Personal information
- Full name: Norman James Waugh
- Born: 10 May 1874 Prahran, Victoria
- Died: 6 August 1934 (aged 60) Johannesburg, South Africa
- Original team: Collegian Amateurs

Playing career^{1}
- Years: Club / Games (Goals)
- 1897–1898: Essendon / 23 (30)
- ^{1} Playing statistics correct to the end of 1898.

Career highlights
- VFL premiership player: 1897; Essendon leading goalkicker 1897; Jim 'Frosty' Miller Medal: 1896;

= Norman Waugh =

Australian rules footballer

Norman James "Norm" Waugh (10 May 1874 – 6 August 1934) was an Australian rules footballer who played for the Essendon Football Club in the Victorian Football League (VFL). In the first year of competition, he became one of the club's and leagues first premiership players, during the 1897 VFL season, under the captaincy of George Stuckey.

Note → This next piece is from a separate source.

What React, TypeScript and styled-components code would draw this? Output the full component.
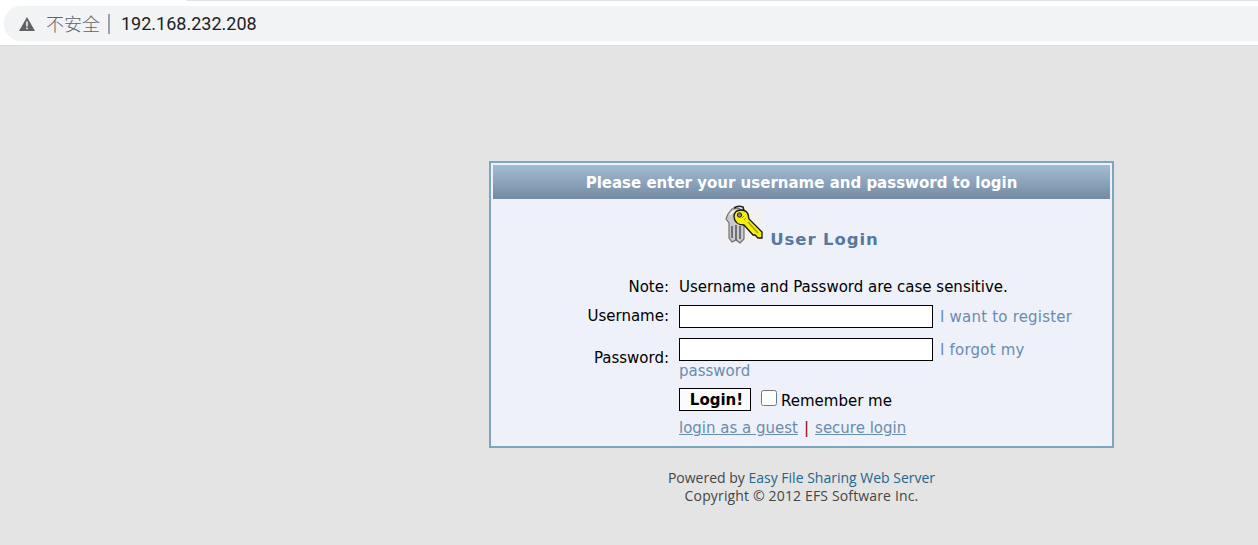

Waugh made his debut against in Round 1 of the season, at Corio Oval. Waugh was also Essendon's first-ever leading goalkicker in a VFL season. His 23 goals was the third-highest in the League, behind Jack Leith of Melbourne (26), and Eddy James of Geelong (27).

He was the youngest son of Dr James S. Waugh, the first president of Wesley College. After retiring from football, he entered the insurance industry and became the chief executive officer of the National Mutual Company in South Africa. He died in Johannesburg in 1934, aged 60.